To shut down the VM, run poweroff inside the guest OS. To boot it up again, use
$ virsh start fedora-riscv --console
UKI images
These can be found in the same location but follow a different naming convention. As of this writing, the most recent image is Fedora.riscv64-40-20240429.n.0.qcow2.
The steps are similar to those described above, except that instead of dealing with kernel and initrd separately you need to extract a single file:
$ virt-copy-out \
-a Fedora.riscv64-40-20240429.n.0.qcow2 \
/boot/efi/EFI/Linux/6.8.7-300.4.riscv64.fc40.riscv64.efi \
.
The virt-install command line is slightly different too, in particular the --boot option becomes:
--boot uefi,kernel=/var/lib/libvirt/images/6.8.7-300.4.riscv64.fc40.riscv64.efi,cmdline='root=UUID=57cbf0ca-8b99-45ae-ae9d-3715598f11c4 ro rootflags=subvol=root rhgb LANG=en_US.UTF-8 console=ttyS0 earlycon=sbi'
These changes are enough to get the image to boot, but there are no passwords set up so you won't be able to log in.
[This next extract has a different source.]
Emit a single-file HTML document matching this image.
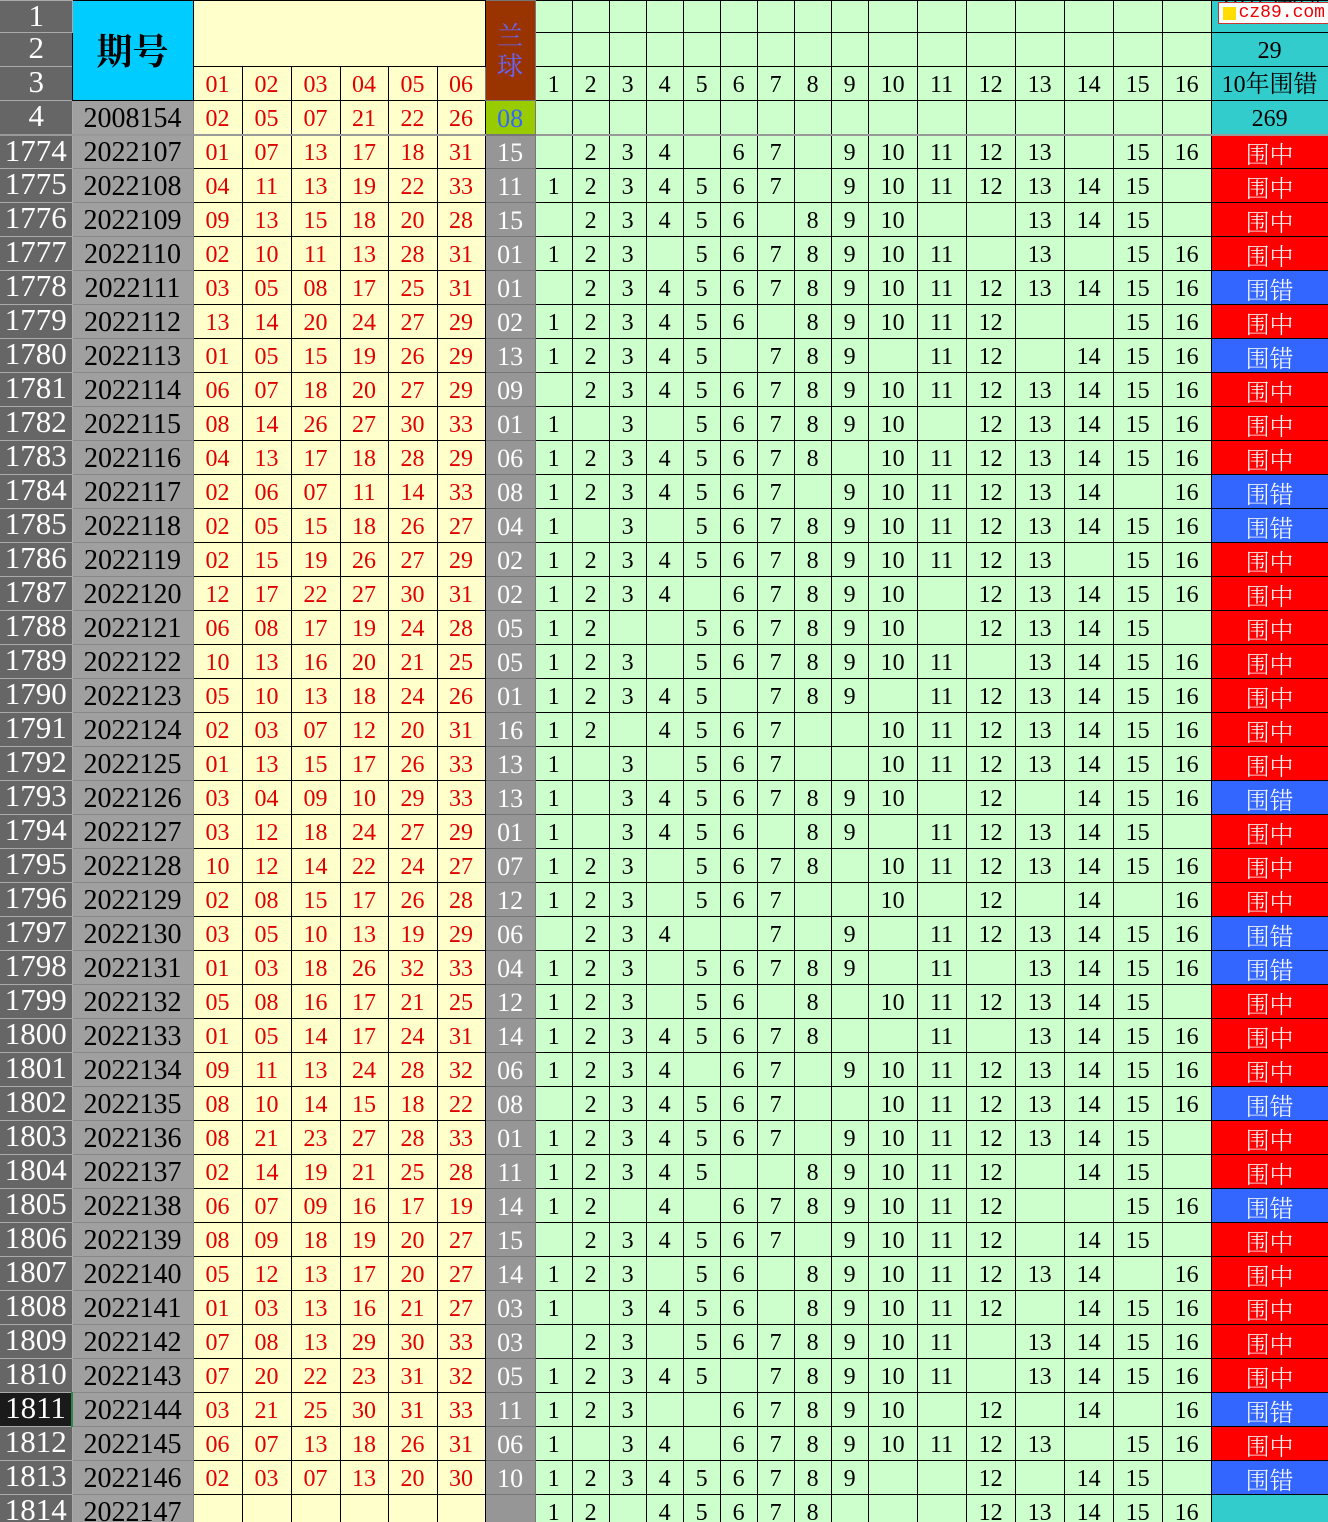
<!DOCTYPE html>
<html><head><meta charset="utf-8">
<style>
*{margin:0;padding:0;box-sizing:border-box}
html,body{width:1328px;height:1522px;overflow:hidden;background:#ccffcc}
table{border-collapse:collapse;table-layout:fixed;width:1328px;font-family:"Liberation Serif","Noto Serif CJK SC",serif;font-size:24px;color:#000}
td{border:1px solid #000;text-align:center;vertical-align:bottom;padding:0 0 1px 0;overflow:hidden;white-space:nowrap;line-height:28px}
tr{height:34px}
tr.h1{height:29px}
td.l{background:#666;color:#fff;border:1px solid #aaa;border-left:none;font-size:31px;vertical-align:top;line-height:30px;letter-spacing:-1px}
td.sel{background:#1a1a1a;border-right:2px solid #2a8a4a}
td.p{background:#a0a0a0;border-color:#888;font-size:28px}
td.r{background:#ffffcc;color:#e00000}
td.b{background:#969696;color:#fff;border-color:#777;font-size:26px}
td.g{background:#ccffcc}
td.z{background:#ff0000;color:#fff;font-family:"Noto Serif CJK SC","Noto Sans CJK SC",serif;font-weight:300}
td.c{background:#3366ff;color:#fff;font-family:"Noto Serif CJK SC","Noto Sans CJK SC",serif;font-weight:300}
td.t{background:#33cccc}
tr.d td:nth-child(1){background:#666;color:#fff;border:1px solid #aaa;border-left:none;font-size:31px;vertical-align:top;line-height:30px}
tr.d td:nth-child(2){background:#a0a0a0;border-color:#888;font-size:28px}
tr.d td:nth-child(n+3):nth-child(-n+8){background:#ffffcc;color:#e00000}
tr.d td:nth-child(9){background:#969696;color:#fff;border-color:#777;font-size:26px}
tr.d td:nth-child(n+10):nth-child(-n+25){background:#ccffcc}
tr.d td.sel{background:#1a1a1a;border-right:2px solid #2a8a4a}
tr.d td.z{background:#ff0000}
tr.d td.c{background:#3366ff}
tr.d td.t{background:#33cccc}
tr.r4 td{border-bottom:2px solid #999}
</style></head><body>
<table>
<colgroup>
<col style="width:72px"><col style="width:121px">
<col style="width:49px"><col style="width:49px"><col style="width:49px"><col style="width:48px"><col style="width:49px"><col style="width:48px">
<col style="width:50px">
<col style="width:37px"><col style="width:37px"><col style="width:37px"><col style="width:37px"><col style="width:37px"><col style="width:37px"><col style="width:37px"><col style="width:37px"><col style="width:37px">
<col style="width:49px"><col style="width:49px"><col style="width:49px"><col style="width:49px"><col style="width:49px"><col style="width:49px"><col style="width:49px">
<col style="width:117px">
</colgroup>
<tr class="h1"><td class="l">1</td><td rowspan="3" style="background:#00ccff;font-family:'Noto Serif CJK SC',serif;font-size:36px;font-weight:bold;vertical-align:middle;border-color:#000">期号</td><td class="r" colspan="6" rowspan="2"></td><td rowspan="3" style="background:#993300;color:#6666ff;font-family:'Noto Serif CJK SC',serif;font-size:26px;line-height:30px;vertical-align:middle;white-space:normal;border-color:#777">兰<br>球</td><td class="g"></td><td class="g"></td><td class="g"></td><td class="g"></td><td class="g"></td><td class="g"></td><td class="g"></td><td class="g"></td><td class="g"></td><td class="g"></td><td class="g"></td><td class="g"></td><td class="g"></td><td class="g"></td><td class="g"></td><td class="g"></td><td class="t" style="position:relative;font-family:'Noto Serif CJK SC',serif"><span style="position:absolute;left:8px;top:-8px;font-size:26px;line-height:30px">10年围错</span><span style="position:absolute;left:6px;top:1px;width:112px;height:22px;background:#fff;border:1px solid #c33;color:#e00;font-family:'Liberation Mono',monospace;font-size:18px;line-height:20px;text-align:left;padding-left:20px">cz89.com<i style="position:absolute;left:4px;top:4px;width:13px;height:13px;background:#ffdd00"></i></span></td></tr>
<tr><td class="l">2</td><td class="g"></td><td class="g"></td><td class="g"></td><td class="g"></td><td class="g"></td><td class="g"></td><td class="g"></td><td class="g"></td><td class="g"></td><td class="g"></td><td class="g"></td><td class="g"></td><td class="g"></td><td class="g"></td><td class="g"></td><td class="g"></td><td class="t">29</td></tr>
<tr><td class="l">3</td><td class="r">01</td><td class="r">02</td><td class="r">03</td><td class="r">04</td><td class="r">05</td><td class="r">06</td><td class="g">1</td><td class="g">2</td><td class="g">3</td><td class="g">4</td><td class="g">5</td><td class="g">6</td><td class="g">7</td><td class="g">8</td><td class="g">9</td><td class="g">10</td><td class="g">11</td><td class="g">12</td><td class="g">13</td><td class="g">14</td><td class="g">15</td><td class="g">16</td><td class="t" style="font-family:'Liberation Serif','Noto Serif CJK SC',serif">10年围错</td></tr>
<tr class="r4"><td class="l">4</td><td class="p">2008154</td><td class="r">02</td><td class="r">05</td><td class="r">07</td><td class="r">21</td><td class="r">22</td><td class="r">26</td><td style="background:#99cc00;color:#3366ff;font-size:26px;border-color:#777">08</td><td class="g"></td><td class="g"></td><td class="g"></td><td class="g"></td><td class="g"></td><td class="g"></td><td class="g"></td><td class="g"></td><td class="g"></td><td class="g"></td><td class="g"></td><td class="g"></td><td class="g"></td><td class="g"></td><td class="g"></td><td class="g"></td><td class="t">269</td></tr>
<tr class="d"><td>1774</td><td>2022107</td><td>01</td><td>07</td><td>13</td><td>17</td><td>18</td><td>31</td><td>15</td><td></td><td>2</td><td>3</td><td>4</td><td></td><td>6</td><td>7</td><td></td><td>9</td><td>10</td><td>11</td><td>12</td><td>13</td><td></td><td>15</td><td>16</td><td class="z">围中</td></tr>
<tr class="d"><td>1775</td><td>2022108</td><td>04</td><td>11</td><td>13</td><td>19</td><td>22</td><td>33</td><td>11</td><td>1</td><td>2</td><td>3</td><td>4</td><td>5</td><td>6</td><td>7</td><td></td><td>9</td><td>10</td><td>11</td><td>12</td><td>13</td><td>14</td><td>15</td><td></td><td class="z">围中</td></tr>
<tr class="d"><td>1776</td><td>2022109</td><td>09</td><td>13</td><td>15</td><td>18</td><td>20</td><td>28</td><td>15</td><td></td><td>2</td><td>3</td><td>4</td><td>5</td><td>6</td><td></td><td>8</td><td>9</td><td>10</td><td></td><td></td><td>13</td><td>14</td><td>15</td><td></td><td class="z">围中</td></tr>
<tr class="d"><td>1777</td><td>2022110</td><td>02</td><td>10</td><td>11</td><td>13</td><td>28</td><td>31</td><td>01</td><td>1</td><td>2</td><td>3</td><td></td><td>5</td><td>6</td><td>7</td><td>8</td><td>9</td><td>10</td><td>11</td><td></td><td>13</td><td></td><td>15</td><td>16</td><td class="z">围中</td></tr>
<tr class="d"><td>1778</td><td>2022111</td><td>03</td><td>05</td><td>08</td><td>17</td><td>25</td><td>31</td><td>01</td><td></td><td>2</td><td>3</td><td>4</td><td>5</td><td>6</td><td>7</td><td>8</td><td>9</td><td>10</td><td>11</td><td>12</td><td>13</td><td>14</td><td>15</td><td>16</td><td class="c">围错</td></tr>
<tr class="d"><td>1779</td><td>2022112</td><td>13</td><td>14</td><td>20</td><td>24</td><td>27</td><td>29</td><td>02</td><td>1</td><td>2</td><td>3</td><td>4</td><td>5</td><td>6</td><td></td><td>8</td><td>9</td><td>10</td><td>11</td><td>12</td><td></td><td></td><td>15</td><td>16</td><td class="z">围中</td></tr>
<tr class="d"><td>1780</td><td>2022113</td><td>01</td><td>05</td><td>15</td><td>19</td><td>26</td><td>29</td><td>13</td><td>1</td><td>2</td><td>3</td><td>4</td><td>5</td><td></td><td>7</td><td>8</td><td>9</td><td></td><td>11</td><td>12</td><td></td><td>14</td><td>15</td><td>16</td><td class="c">围错</td></tr>
<tr class="d"><td>1781</td><td>2022114</td><td>06</td><td>07</td><td>18</td><td>20</td><td>27</td><td>29</td><td>09</td><td></td><td>2</td><td>3</td><td>4</td><td>5</td><td>6</td><td>7</td><td>8</td><td>9</td><td>10</td><td>11</td><td>12</td><td>13</td><td>14</td><td>15</td><td>16</td><td class="z">围中</td></tr>
<tr class="d"><td>1782</td><td>2022115</td><td>08</td><td>14</td><td>26</td><td>27</td><td>30</td><td>33</td><td>01</td><td>1</td><td></td><td>3</td><td></td><td>5</td><td>6</td><td>7</td><td>8</td><td>9</td><td>10</td><td></td><td>12</td><td>13</td><td>14</td><td>15</td><td>16</td><td class="z">围中</td></tr>
<tr class="d"><td>1783</td><td>2022116</td><td>04</td><td>13</td><td>17</td><td>18</td><td>28</td><td>29</td><td>06</td><td>1</td><td>2</td><td>3</td><td>4</td><td>5</td><td>6</td><td>7</td><td>8</td><td></td><td>10</td><td>11</td><td>12</td><td>13</td><td>14</td><td>15</td><td>16</td><td class="z">围中</td></tr>
<tr class="d"><td>1784</td><td>2022117</td><td>02</td><td>06</td><td>07</td><td>11</td><td>14</td><td>33</td><td>08</td><td>1</td><td>2</td><td>3</td><td>4</td><td>5</td><td>6</td><td>7</td><td></td><td>9</td><td>10</td><td>11</td><td>12</td><td>13</td><td>14</td><td></td><td>16</td><td class="c">围错</td></tr>
<tr class="d"><td>1785</td><td>2022118</td><td>02</td><td>05</td><td>15</td><td>18</td><td>26</td><td>27</td><td>04</td><td>1</td><td></td><td>3</td><td></td><td>5</td><td>6</td><td>7</td><td>8</td><td>9</td><td>10</td><td>11</td><td>12</td><td>13</td><td>14</td><td>15</td><td>16</td><td class="c">围错</td></tr>
<tr class="d"><td>1786</td><td>2022119</td><td>02</td><td>15</td><td>19</td><td>26</td><td>27</td><td>29</td><td>02</td><td>1</td><td>2</td><td>3</td><td>4</td><td>5</td><td>6</td><td>7</td><td>8</td><td>9</td><td>10</td><td>11</td><td>12</td><td>13</td><td></td><td>15</td><td>16</td><td class="z">围中</td></tr>
<tr class="d"><td>1787</td><td>2022120</td><td>12</td><td>17</td><td>22</td><td>27</td><td>30</td><td>31</td><td>02</td><td>1</td><td>2</td><td>3</td><td>4</td><td></td><td>6</td><td>7</td><td>8</td><td>9</td><td>10</td><td></td><td>12</td><td>13</td><td>14</td><td>15</td><td>16</td><td class="z">围中</td></tr>
<tr class="d"><td>1788</td><td>2022121</td><td>06</td><td>08</td><td>17</td><td>19</td><td>24</td><td>28</td><td>05</td><td>1</td><td>2</td><td></td><td></td><td>5</td><td>6</td><td>7</td><td>8</td><td>9</td><td>10</td><td></td><td>12</td><td>13</td><td>14</td><td>15</td><td></td><td class="z">围中</td></tr>
<tr class="d"><td>1789</td><td>2022122</td><td>10</td><td>13</td><td>16</td><td>20</td><td>21</td><td>25</td><td>05</td><td>1</td><td>2</td><td>3</td><td></td><td>5</td><td>6</td><td>7</td><td>8</td><td>9</td><td>10</td><td>11</td><td></td><td>13</td><td>14</td><td>15</td><td>16</td><td class="z">围中</td></tr>
<tr class="d"><td>1790</td><td>2022123</td><td>05</td><td>10</td><td>13</td><td>18</td><td>24</td><td>26</td><td>01</td><td>1</td><td>2</td><td>3</td><td>4</td><td>5</td><td></td><td>7</td><td>8</td><td>9</td><td></td><td>11</td><td>12</td><td>13</td><td>14</td><td>15</td><td>16</td><td class="z">围中</td></tr>
<tr class="d"><td>1791</td><td>2022124</td><td>02</td><td>03</td><td>07</td><td>12</td><td>20</td><td>31</td><td>16</td><td>1</td><td>2</td><td></td><td>4</td><td>5</td><td>6</td><td>7</td><td></td><td></td><td>10</td><td>11</td><td>12</td><td>13</td><td>14</td><td>15</td><td>16</td><td class="z">围中</td></tr>
<tr class="d"><td>1792</td><td>2022125</td><td>01</td><td>13</td><td>15</td><td>17</td><td>26</td><td>33</td><td>13</td><td>1</td><td></td><td>3</td><td></td><td>5</td><td>6</td><td>7</td><td></td><td></td><td>10</td><td>11</td><td>12</td><td>13</td><td>14</td><td>15</td><td>16</td><td class="z">围中</td></tr>
<tr class="d"><td>1793</td><td>2022126</td><td>03</td><td>04</td><td>09</td><td>10</td><td>29</td><td>33</td><td>13</td><td>1</td><td></td><td>3</td><td>4</td><td>5</td><td>6</td><td>7</td><td>8</td><td>9</td><td>10</td><td></td><td>12</td><td></td><td>14</td><td>15</td><td>16</td><td class="c">围错</td></tr>
<tr class="d"><td>1794</td><td>2022127</td><td>03</td><td>12</td><td>18</td><td>24</td><td>27</td><td>29</td><td>01</td><td>1</td><td></td><td>3</td><td>4</td><td>5</td><td>6</td><td></td><td>8</td><td>9</td><td></td><td>11</td><td>12</td><td>13</td><td>14</td><td>15</td><td></td><td class="z">围中</td></tr>
<tr class="d"><td>1795</td><td>2022128</td><td>10</td><td>12</td><td>14</td><td>22</td><td>24</td><td>27</td><td>07</td><td>1</td><td>2</td><td>3</td><td></td><td>5</td><td>6</td><td>7</td><td>8</td><td></td><td>10</td><td>11</td><td>12</td><td>13</td><td>14</td><td>15</td><td>16</td><td class="z">围中</td></tr>
<tr class="d"><td>1796</td><td>2022129</td><td>02</td><td>08</td><td>15</td><td>17</td><td>26</td><td>28</td><td>12</td><td>1</td><td>2</td><td>3</td><td></td><td>5</td><td>6</td><td>7</td><td></td><td></td><td>10</td><td></td><td>12</td><td></td><td>14</td><td></td><td>16</td><td class="z">围中</td></tr>
<tr class="d"><td>1797</td><td>2022130</td><td>03</td><td>05</td><td>10</td><td>13</td><td>19</td><td>29</td><td>06</td><td></td><td>2</td><td>3</td><td>4</td><td></td><td></td><td>7</td><td></td><td>9</td><td></td><td>11</td><td>12</td><td>13</td><td>14</td><td>15</td><td>16</td><td class="c">围错</td></tr>
<tr class="d"><td>1798</td><td>2022131</td><td>01</td><td>03</td><td>18</td><td>26</td><td>32</td><td>33</td><td>04</td><td>1</td><td>2</td><td>3</td><td></td><td>5</td><td>6</td><td>7</td><td>8</td><td>9</td><td></td><td>11</td><td></td><td>13</td><td>14</td><td>15</td><td>16</td><td class="c">围错</td></tr>
<tr class="d"><td>1799</td><td>2022132</td><td>05</td><td>08</td><td>16</td><td>17</td><td>21</td><td>25</td><td>12</td><td>1</td><td>2</td><td>3</td><td></td><td>5</td><td>6</td><td></td><td>8</td><td></td><td>10</td><td>11</td><td>12</td><td>13</td><td>14</td><td>15</td><td></td><td class="z">围中</td></tr>
<tr class="d"><td>1800</td><td>2022133</td><td>01</td><td>05</td><td>14</td><td>17</td><td>24</td><td>31</td><td>14</td><td>1</td><td>2</td><td>3</td><td>4</td><td>5</td><td>6</td><td>7</td><td>8</td><td></td><td></td><td>11</td><td></td><td>13</td><td>14</td><td>15</td><td>16</td><td class="z">围中</td></tr>
<tr class="d"><td>1801</td><td>2022134</td><td>09</td><td>11</td><td>13</td><td>24</td><td>28</td><td>32</td><td>06</td><td>1</td><td>2</td><td>3</td><td>4</td><td></td><td>6</td><td>7</td><td></td><td>9</td><td>10</td><td>11</td><td>12</td><td>13</td><td>14</td><td>15</td><td>16</td><td class="z">围中</td></tr>
<tr class="d"><td>1802</td><td>2022135</td><td>08</td><td>10</td><td>14</td><td>15</td><td>18</td><td>22</td><td>08</td><td></td><td>2</td><td>3</td><td>4</td><td>5</td><td>6</td><td>7</td><td></td><td></td><td>10</td><td>11</td><td>12</td><td>13</td><td>14</td><td>15</td><td>16</td><td class="c">围错</td></tr>
<tr class="d"><td>1803</td><td>2022136</td><td>08</td><td>21</td><td>23</td><td>27</td><td>28</td><td>33</td><td>01</td><td>1</td><td>2</td><td>3</td><td>4</td><td>5</td><td>6</td><td>7</td><td></td><td>9</td><td>10</td><td>11</td><td>12</td><td>13</td><td>14</td><td>15</td><td></td><td class="z">围中</td></tr>
<tr class="d"><td>1804</td><td>2022137</td><td>02</td><td>14</td><td>19</td><td>21</td><td>25</td><td>28</td><td>11</td><td>1</td><td>2</td><td>3</td><td>4</td><td>5</td><td></td><td></td><td>8</td><td>9</td><td>10</td><td>11</td><td>12</td><td></td><td>14</td><td>15</td><td></td><td class="z">围中</td></tr>
<tr class="d"><td>1805</td><td>2022138</td><td>06</td><td>07</td><td>09</td><td>16</td><td>17</td><td>19</td><td>14</td><td>1</td><td>2</td><td></td><td>4</td><td></td><td>6</td><td>7</td><td>8</td><td>9</td><td>10</td><td>11</td><td>12</td><td></td><td></td><td>15</td><td>16</td><td class="c">围错</td></tr>
<tr class="d"><td>1806</td><td>2022139</td><td>08</td><td>09</td><td>18</td><td>19</td><td>20</td><td>27</td><td>15</td><td></td><td>2</td><td>3</td><td>4</td><td>5</td><td>6</td><td>7</td><td></td><td>9</td><td>10</td><td>11</td><td>12</td><td></td><td>14</td><td>15</td><td></td><td class="z">围中</td></tr>
<tr class="d"><td>1807</td><td>2022140</td><td>05</td><td>12</td><td>13</td><td>17</td><td>20</td><td>27</td><td>14</td><td>1</td><td>2</td><td>3</td><td></td><td>5</td><td>6</td><td></td><td>8</td><td>9</td><td>10</td><td>11</td><td>12</td><td>13</td><td>14</td><td></td><td>16</td><td class="z">围中</td></tr>
<tr class="d"><td>1808</td><td>2022141</td><td>01</td><td>03</td><td>13</td><td>16</td><td>21</td><td>27</td><td>03</td><td>1</td><td></td><td>3</td><td>4</td><td>5</td><td>6</td><td></td><td>8</td><td>9</td><td>10</td><td>11</td><td>12</td><td></td><td>14</td><td>15</td><td>16</td><td class="z">围中</td></tr>
<tr class="d"><td>1809</td><td>2022142</td><td>07</td><td>08</td><td>13</td><td>29</td><td>30</td><td>33</td><td>03</td><td></td><td>2</td><td>3</td><td></td><td>5</td><td>6</td><td>7</td><td>8</td><td>9</td><td>10</td><td>11</td><td></td><td>13</td><td>14</td><td>15</td><td>16</td><td class="z">围中</td></tr>
<tr class="d"><td>1810</td><td>2022143</td><td>07</td><td>20</td><td>22</td><td>23</td><td>31</td><td>32</td><td>05</td><td>1</td><td>2</td><td>3</td><td>4</td><td>5</td><td></td><td>7</td><td>8</td><td>9</td><td>10</td><td>11</td><td></td><td>13</td><td>14</td><td>15</td><td>16</td><td class="z">围中</td></tr>
<tr class="d"><td class="sel">1811</td><td>2022144</td><td>03</td><td>21</td><td>25</td><td>30</td><td>31</td><td>33</td><td>11</td><td>1</td><td>2</td><td>3</td><td></td><td></td><td>6</td><td>7</td><td>8</td><td>9</td><td>10</td><td></td><td>12</td><td></td><td>14</td><td></td><td>16</td><td class="c">围错</td></tr>
<tr class="d"><td>1812</td><td>2022145</td><td>06</td><td>07</td><td>13</td><td>18</td><td>26</td><td>31</td><td>06</td><td>1</td><td></td><td>3</td><td>4</td><td></td><td>6</td><td>7</td><td>8</td><td>9</td><td>10</td><td>11</td><td>12</td><td>13</td><td></td><td>15</td><td>16</td><td class="z">围中</td></tr>
<tr class="d"><td>1813</td><td>2022146</td><td>02</td><td>03</td><td>07</td><td>13</td><td>20</td><td>30</td><td>10</td><td>1</td><td>2</td><td>3</td><td>4</td><td>5</td><td>6</td><td>7</td><td>8</td><td>9</td><td></td><td></td><td>12</td><td></td><td>14</td><td>15</td><td></td><td class="c">围错</td></tr>
<tr class="d" style="height:34px"><td>1814</td><td>2022147</td><td></td><td></td><td></td><td></td><td></td><td></td><td></td><td>1</td><td>2</td><td></td><td>4</td><td>5</td><td>6</td><td>7</td><td>8</td><td></td><td></td><td></td><td>12</td><td>13</td><td>14</td><td>15</td><td>16</td><td class="t"></td></tr>
</table>
</body></html>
In order to address that, it's necessary to create a configuration file for cloud-init, for example with the following contents:
#cloud-config
password: fedora_rocks!
chpasswd:
expire: false
Save this as user-data.yml, then add the following options to your virt-install command line:
--controller scsi,model=virtio-scsi \
--cloud-init user-data=user-data.yml
The configuration data should be picked up during boot, setting the default user's password as requested and allowing you to log in.
Host setup
The steps outlined above assume that your machine is already set up for running RISC-V VMs. If that's not the case, read on.
At the very least, the following package will need to be installed:
$ sudo dnf install \
libvirt-daemon-driver-qemu \
libvirt-daemon-driver-network \
libvirt-daemon-config-network \
libvirt-client \
virt-install \
qemu-system-riscv-core \
edk2-riscv64
This will result in a fairly minimal install, suitable for running headless VMs. If you'd rather have a fully-featured install, add libvirt-daemon-qemu and libvirt-daemon-config-nwfilter to the list. Be warned though: doing so will result in significantly more packages being dragged in, some of which you might not care about (e.g. support for several additional architectures).
In order to grant your user access to libvirt and allow it to manage VMs, it needs to be made a member of the corresponding group:
$ sudo usermod -a -G libvirt $(whoami)
Finally, the default libvirt URI needs to be configured:
$ mkdir -p ~/.config/libvirt && \
echo 'uri_default = "qemu:///system"' >~/.config/libvirt/libvirt.conf
Now reboot the host. This is necessary because the changes to group membership won't be effective until the next login, and because the libvirt services are not automatically started during package installation.
After rebooting and logging back in, virsh should work and the default network should be up:
$ virsh uri
qemu:///system
$ virsh net-list
Name State Autostart Persistent
--------------------------------------------
default active yes yes
All done! You can now start creating RISC-V VMs.